Adrian suggested that, rather than travelling via Nepomuk, I should drive directly to the test centre at Horažd’ovice and he would meet me there. Fortunately, this worked out perfectly as we arrived at the centre within thirty seconds of each other. There is no system of booking a test at Horažd’ovice – you just turn up and wait your turn. Adrian discovered that there were two other cars in front of us so, having paid the test fee and handed over the car’s paperwork and keys, we went off and enjoyed coffee and cake together in a nearby outdoor coffee shop.

Stickers on the rear number plate of the ‘Carly’ showing the validity of its STK tests © Ricky Yates

Upon our return to the test centre, I was pleased to discover that the car had duly passed both its emissions and mechanical tests and my papers had been dated and stamped for a further two years. But, much more importantly, I had two new little hexagonal stickers on my rear number plate – one green for emissions and the other red for the mechanical test.

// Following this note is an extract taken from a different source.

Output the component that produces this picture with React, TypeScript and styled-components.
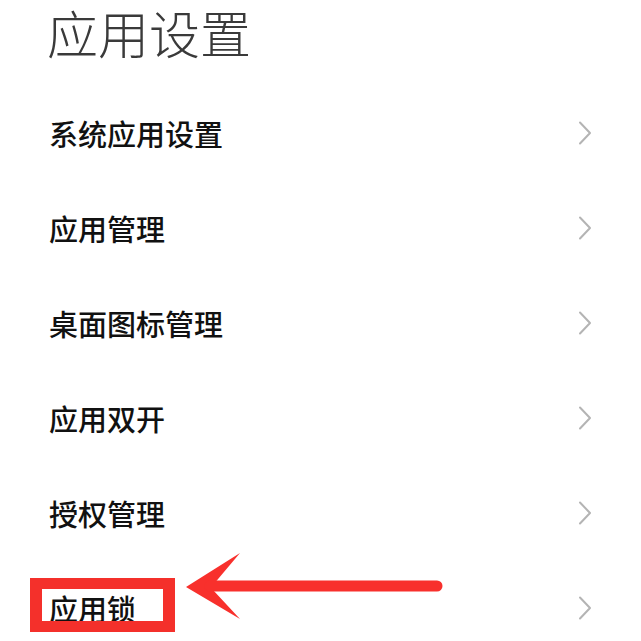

As in many continental European countries, the way the police can easily check as to whether a car has a current STK test certificate, is to look at these two stickers as illustrated in this photograph. On the outer rim of each sticker, is a hole between ‘5’ & ‘7’ indicating June, the sixth month. Then on the inner part of the sticker, there is a hole in the same box as ‘13’. My STK certificates are now valid until June 2013.

Adrian had also kindly ordered a new sensor for the crankshaft to try and resolve the occasional recent problem of the ‘Carly’ not wanting to start, despite the starter motor turning over. So after the STK test, I drove across to Nepomuk where it only took one of Adrian’s mechanics half an hour to fit before I was able to drive on back home to Prague.